Never one to give up on a bad idea, the IRS wants to hire outside debt collectors to harass those who can’t afford to pay. The same trick has been tried twice before, with disastrous results both times. Maybe the third time is the charm for IRS debt collectors.
The IRS hired private collectors in the 1990s and then again between 2005 and 2009. The result was too many abuses to count and the loss of millions of dollars on these gambles. Many at the Service expect the same to happen this go-round.
For example, the taxpayer advocate, Nina Olson (a government agency that oversees the IRS), noted that four-fifths of the taxpayers to be targeted by private agents would be low-income. This makes sense, because those who can’t afford to set up installment agreements on balances of $10,000, and therefore risk the wrath of the great collector on such a small amount, are usually low income.
Ms.
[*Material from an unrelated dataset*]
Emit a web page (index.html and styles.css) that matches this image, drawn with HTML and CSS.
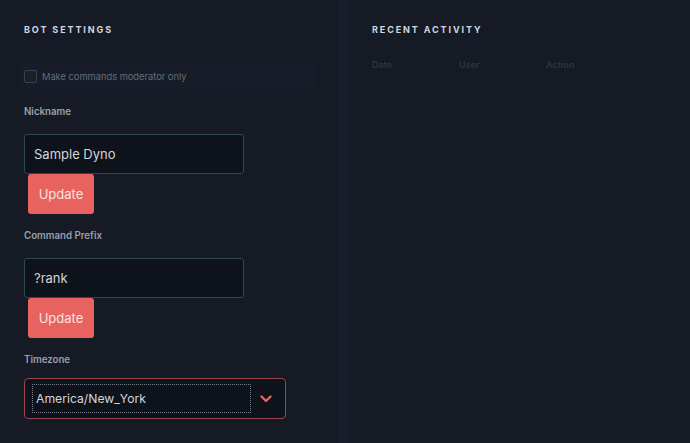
FILE: index.html
```html
<!DOCTYPE html>
<html lang="en">
<head>
    <meta charset="UTF-8">
    <meta name="viewport" content="width=device-width, initial-scale=1.0">
    <title>Bot Settings</title>
    <link rel="stylesheet" href="styles.css">
</head>
<body>
    <div class="dashboard">
        <div class="panel settings">
            <h2 class="panel-title">Bot Settings</h2>
            <label class="check-row">
                <span class="check-box"></span>
                <span>Make commands moderator only</span>
            </label>

            <div class="field">
                <p class="field-label">Nickname</p>
                <input type="text" class="text-input" value="Sample Dyno">
                <button class="update-button">Update</button>
            </div>

            <div class="field">
                <p class="field-label">Command Prefix</p>
                <input type="text" class="text-input" value="?rank">
                <button class="update-button">Update</button>
            </div>

            <div class="field">
                <p class="field-label">Timezone</p>
                <div class="select-box">
                    <span class="select-value">America/New_York</span>
                    <svg class="chevron" width="12" height="8" viewBox="0 0 12 8">
                        <path d="M1.5 1.5 L6 6 L10.5 1.5" fill="none" stroke="#e8615f" stroke-width="2.4" stroke-linecap="round" stroke-linejoin="round"/>
                    </svg>
                </div>
            </div>
        </div>
        <div class="divider"></div>
        <div class="panel activity">
            <h2 class="panel-title">Recent Activity</h2>
            <div class="table-head">
                <span>Date</span>
                <span>User</span>
                <span>Action</span>
            </div>
        </div>
    </div>
</body>
</html>
```

FILE: styles.css
```css
body {
    font-family: Inter, "Liberation Sans", sans-serif;
    margin: 0;
    padding: 0;
    background-color: #151a25;
    width: 690px;
    height: 443px;
    overflow: hidden;
}
.dashboard {
    display: flex;
    height: 443px;
}
.panel {
    padding: 24px 0 0 24px;
    box-sizing: border-box;
}
.settings {
    width: 338px;
}
.divider {
    width: 10px;
    background-color: #181e2c;
}
.activity {
    flex: 1;
    padding-left: 24px;
}
.panel-title {
    margin: 0;
    font-size: 9px;
    font-weight: 700;
    letter-spacing: 1.9px;
    text-transform: uppercase;
    color: #d2d6de;
    line-height: 12px;
}
.check-row {
    display: flex;
    align-items: center;
    gap: 5px;
    margin: 28px 0 1px -4px;
    padding: 6px 4px;
    width: 290px;
    background-color: #171c28;
    border-radius: 6px;
    font-size: 9.3px;
    color: #666d7a;
}
.check-box {
    width: 11px;
    height: 11px;
    border: 1px solid #3a414d;
    border-radius: 2px;
    background-color: #1b202b;
}
.field {
    display: flex;
    flex-direction: column;
    align-items: flex-start;
}
.field-label {
    margin: 16px 0 16px;
    font-size: 9.7px;
    font-weight: 600;
    color: #9aa1ac;
    line-height: 12px;
}
.text-input {
    width: 220px;
    height: 40px;
    box-sizing: border-box;
    padding: 0 9px;
    background-color: #0e121a;
    border: 1px solid #2b4a4e;
    border-radius: 3px;
    font-family: Inter, "Liberation Sans", sans-serif;
    font-size: 13px;
    color: #d3d6db;
    outline: none;
}
.update-button {
    margin: 0 0 0 4px;
    width: 66px;
    height: 40px;
    border: none;
    border-radius: 3px;
    background-color: #e8625f;
    font-family: Inter, "Liberation Sans", sans-serif;
    font-size: 13px;
    color: #fde2df;
}
.select-box {
    display: flex;
    align-items: center;
    width: 262px;
    height: 41px;
    box-sizing: border-box;
    padding: 5px 10px 5px 7px;
    margin-top: -4px;
    background-color: #0e121a;
    border: 1.5px solid #9c444e;
    border-radius: 4px;
}
.select-value {
    display: flex;
    align-items: center;
    width: 219px;
    height: 29px;
    box-sizing: border-box;
    padding-left: 3px;
    border: 1px dotted #7b818b;
    font-size: 12.2px;
    color: #d3d6db;
}
.chevron {
    margin-left: 9px;
}
.table-head {
    display: flex;
    margin-top: 23px;
    font-size: 9px;
    font-weight: 600;
    color: #2d3543;
}
.table-head span {
    width: 87px;
}
```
Olson wrote, “As the National Taxpayer Advocate, I believe it would be unconscionable for Congress to create a government-sponsored debt collection program that, even if inadvertently, targets such a high percentage of low income taxpayers.”
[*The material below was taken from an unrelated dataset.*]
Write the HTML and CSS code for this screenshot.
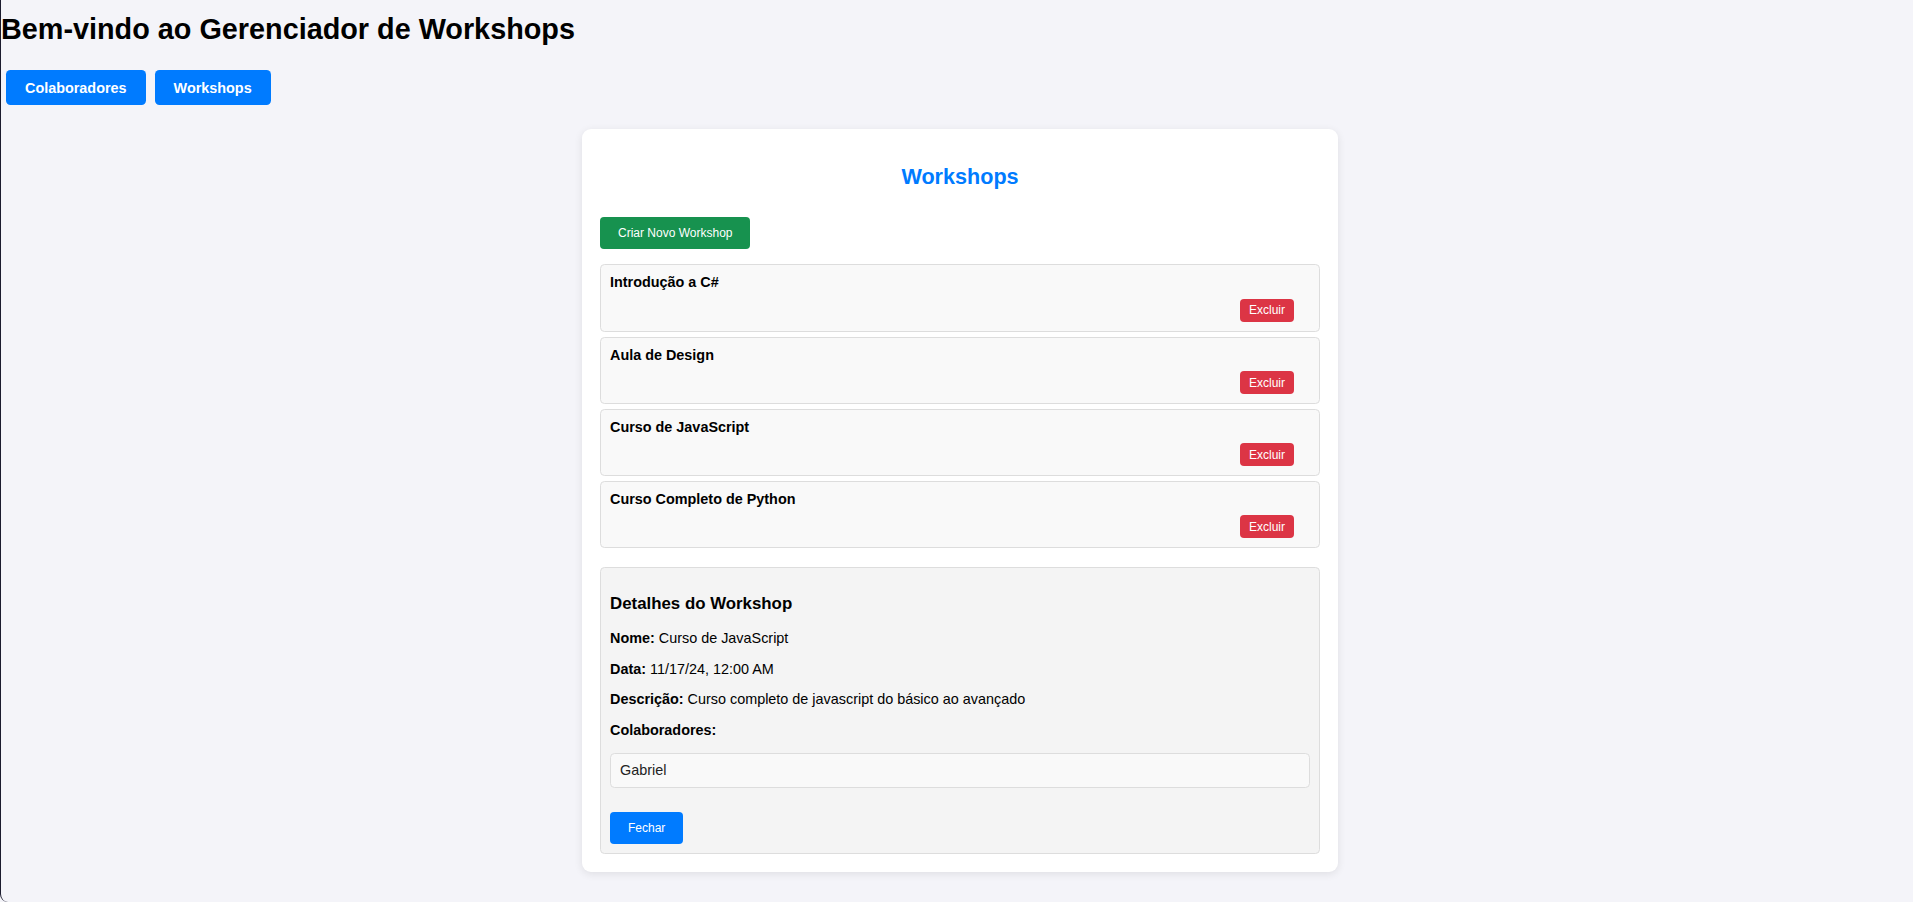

However bad the idea of private IRS debt collectors might be, it looks like the legislation will pass. If you owe less than $10,000, you can expect to begin receiving calls at night and weekends shortly. It is possible that the debt level could be increased to $24,000. In that case, a much larger number of taxpayers will be affected.
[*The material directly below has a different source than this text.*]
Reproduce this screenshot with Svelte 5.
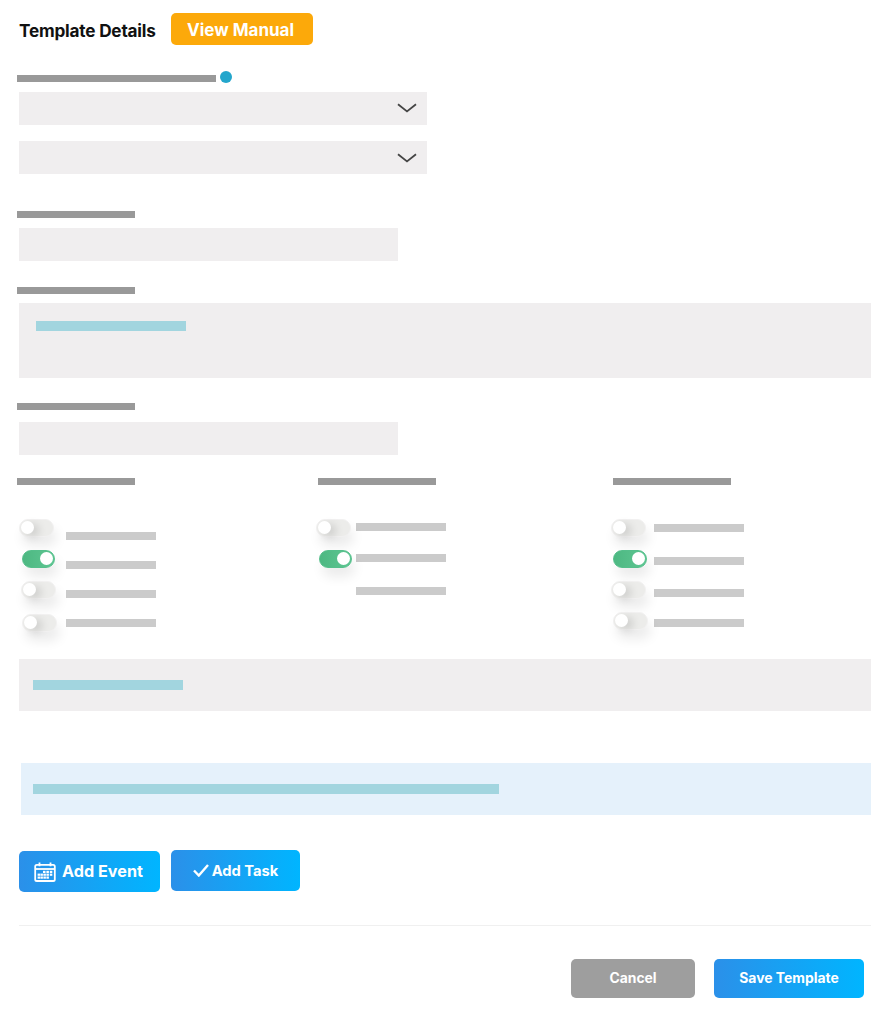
<script>
  const columns = [
    { cls: 'c1', rows: [
      { on: false, mx: 0, w: 35, my: 0, h: 18, by: 13 },
      { on: true, mx: 3, w: 33, my: 0, h: 18, by: 11 },
      { on: false, mx: 2, w: 35, my: 0, h: 18, by: 9 },
      { on: false, mx: 3, w: 35, my: 2, h: 18, by: 7 }
    ] },
    { cls: 'c2', rows: [
      { on: false, mx: 0, w: 35, my: 0, h: 18, by: 4 },
      { on: true, mx: 3, w: 33, my: 0, h: 18, by: 4 },
      { none: true, by: 6 }
    ] },
    { cls: 'c3', rows: [
      { on: false, mx: 0, w: 35, my: 0, h: 18, by: 5 },
      { on: true, mx: 2, w: 34, my: 0, h: 18, by: 7 },
      { on: false, mx: 0, w: 35, my: 0, h: 18, by: 8 },
      { on: false, mx: 2, w: 35, my: 0, h: 18, by: 7 }
    ] }
  ];
</script>

<main class="page">
  <header class="head">
    <h1>Template Details</h1>
    <button class="manual">View Manual</button>
  </header>

  <div class="label-row">
    <span class="label long"></span>
    <span class="dot"></span>
  </div>
  <div class="field select">
    <svg width="20" height="10" viewBox="0 0 20 10"><path d="M1 1.2 L10 8.4 L19 1.2" fill="none" stroke="#444" stroke-width="1.8"/></svg>
  </div>
  <div class="field select second">
    <svg width="20" height="10" viewBox="0 0 20 10"><path d="M1 1.2 L10 8.4 L19 1.2" fill="none" stroke="#444" stroke-width="1.8"/></svg>
  </div>

  <span class="label gap36"></span>
  <div class="field short s1"></div>

  <span class="label gap25"></span>
  <div class="field area"><span class="link"></span></div>

  <span class="label gap24"></span>
  <div class="field short s2"></div>

  <section class="columns">
    {#each columns as col}
      <div class="col {col.cls}">
        <span class="label head-label"></span>
        <div class="rows">
          {#each col.rows as r}
            <div class="row">
              <div class="tog-cell">
                {#if !r.none}
                  <span class="toggle" class:on={r.on} style="margin-left:{r.mx}px;margin-top:{r.my}px;width:{r.w}px;height:{r.h}px"><i></i></span>
                {/if}
              </div>
              <span class="bar" style="margin-top:{r.by}px"></span>
            </div>
          {/each}
        </div>
      </div>
    {/each}
  </section>

  <div class="band grey"><span class="link"></span></div>
  <div class="band blue"><span class="link wide"></span></div>

  <div class="actions">
    <button class="grad event">
      <svg width="22" height="20" viewBox="0 0 22 20" fill="none">
        <rect x="1.2" y="2.8" width="19.6" height="16.2" rx="1.6" stroke="#fff" stroke-width="1.8"/>
        <path d="M1 7 H21" stroke="#fff" stroke-width="1.8"/>
        <path d="M5.5 0.4 V4.2 M16.5 0.4 V4.2" stroke="#fff" stroke-width="1.8"/>
        <g fill="#fff">
          <rect x="9" y="8.8" width="2.5" height="2.2"/><rect x="12.4" y="8.8" width="2.5" height="2.2"/><rect x="15.8" y="8.8" width="2.5" height="2.2"/>
          <rect x="3.6" y="11.6" width="2.5" height="2.2"/><rect x="6.4" y="11.6" width="2.5" height="2.2"/><rect x="9.4" y="11.6" width="2.5" height="2.2"/><rect x="12.4" y="11.6" width="2.5" height="2.2"/><rect x="15.8" y="11.6" width="2.5" height="2.2"/>
          <rect x="3.6" y="14.5" width="2.5" height="2.2"/><rect x="6.4" y="14.5" width="2.5" height="2.2"/><rect x="9.4" y="14.5" width="2.5" height="2.2"/><rect x="12.4" y="14.5" width="2.5" height="2.2"/>
        </g>
      </svg>
      <span class="txt">Add Event</span>
    </button>
    <button class="grad task">
      <svg width="16" height="13" viewBox="0 0 16 13" fill="none"><path d="M1 6.5 L5.8 11.5 L15 1" stroke="#fff" stroke-width="2.4"/></svg>
      <span class="txt">Add Task</span>
    </button>
  </div>

  <hr />

  <footer class="foot">
    <button class="cancel">Cancel</button>
    <button class="grad save">Save Template</button>
  </footer>
</main>

<style>
  :global(body) { margin: 0; background: #fff; }
  .page {
    box-sizing: border-box;
    width: 891px;
    height: 1024px;
    padding: 13px 20px 0 19px;
    font-family: Inter, "Liberation Sans", sans-serif;
    display: flex;
    flex-direction: column;
    align-items: flex-start;
    overflow: hidden;
  }
  .head { display: flex; align-items: center; height: 32px; }
  h1 { margin: 2px 0 0; font-size: 17.2px; font-weight: 650; color: #111; width: 152px; white-space: nowrap; letter-spacing: -0.2px; }
  button { border: 0; cursor: pointer; font-family: inherit; color: #fff; font-weight: 650; padding: 0; }
  .manual {
    width: 142px; height: 32px; background: #fca90a; border-radius: 5px;
    font-size: 17px; text-align: left; padding: 1px 0 0 16px; box-sizing: border-box;
  }
  .label { display: block; height: 7px; width: 118px; background: #999; margin-left: -2px; flex: none; }
  .label.long { width: 199px; margin-top: 2px; }
  .label-row { display: flex; align-items: center; margin-top: 26px; height: 12px; }
  .dot { width: 12px; height: 12px; border-radius: 50%; background: #23a6cc; margin-left: 4px; }
  .field { background: #f0eeef; flex: none; }
  .select {
    width: 408px; height: 33px; margin-top: 9px; padding-bottom: 1px;
    display: flex; align-items: center; justify-content: flex-end; padding-right: 10px; box-sizing: border-box;
  }
  .select.second { margin-top: 16px; padding-bottom: 0; }
  .short { width: 379px; height: 33px; }
  .s1 { margin-top: 10px; }
  .s2 { margin-top: 12px; }
  .gap36 { margin-top: 37px; }
  .gap25 { margin-top: 26px; }
  .gap24 { margin-top: 25px; }
  .area { width: 852px; height: 75px; margin-top: 9px; padding: 18px 0 0 17px; box-sizing: border-box; }
  .link { display: block; width: 150px; height: 10px; background: #a2d5df; }
  .columns { display: grid; grid-template-columns: 297px 295px 1fr; width: 852px; margin-top: 23px; height: 181px; }
  .col { display: flex; flex-direction: column; }
  .c2 .head-label, .c3 .head-label { margin-left: 2px; }
  .rows { margin-top: 34px; }
  .row { display: flex; height: 31px; }
  .c1 .tog-cell { width: 47px; }
  .c2 .tog-cell { width: 40px; }
  .c3 .tog-cell { width: 43px; }
  .tog-cell { flex: none; }
  .bar { display: block; width: 90px; height: 8px; background: #cbcbcb; }
  .toggle {
    display: block; box-sizing: border-box; position: relative;
    border-radius: 9px; background: #ececea; border: 1.5px solid #f2f1f1;
    box-shadow: 3px 9px 12px rgba(0,0,0,.08);
  }
  .toggle i {
    position: absolute; left: 1px; top: 1px; width: 13px; height: 13px; border-radius: 50%;
    background: #fff; box-shadow: 5px 3px 8px rgba(0,0,0,.14);
  }
  .toggle.on { background: linear-gradient(90deg, #4db882, #5ec692); border-color: #55bf8b; }
  .toggle.on i { left: auto; right: 1px; box-shadow: none; }
  .band { height: 52px; display: flex; align-items: center; flex: none; box-sizing: border-box; }
  .grey { width: 852px; background: #f0eeef; padding-left: 14px; }
  .blue { width: 850px; margin-left: 2px; margin-top: 52px; background: #e5f1fb; padding-left: 12px; }
  .link.wide { width: 466px; }
  .actions { display: flex; gap: 11px; margin-top: 36px; align-items: flex-start; }
  .grad { background: linear-gradient(90deg, #2b90e9, #00b5ff); display: flex; align-items: center; justify-content: center; border-radius: 5px; }
  .event .txt { margin-top: -2px; }
  .task .txt { margin-top: 0; }
  .event { width: 141px; height: 41px; font-size: 16.2px; gap: 6px; padding-right: 2px; box-sizing: border-box; }
  .task { width: 129px; height: 41px; font-size: 14.7px; gap: 3px; margin-top: -1px; }
  hr { width: 852px; height: 1px; border: 0; background: #f0f0f0; margin: 33px 0 0; flex: none; }
  .foot { display: flex; gap: 19px; margin: 33px 0 0 552px; }
  .foot button { height: 39px; font-size: 13.9px; border-radius: 5px; padding-bottom: 2px; box-sizing: border-box; }
  .cancel { width: 124px; background: #9e9e9e; }
  .save { width: 150px; }
</style>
You can eliminate the private IRS debt collector by completing IRS Form 433-A and calling the Service to set up an installment agreement. If you owe less than $20,000, and can afford to pay $500 to $1,000 per month, this process should be relatively painless. If you owe more than $20,000, I recommend you hire an expert. If your debt is in excess of $100,000, you definitely need professional representation.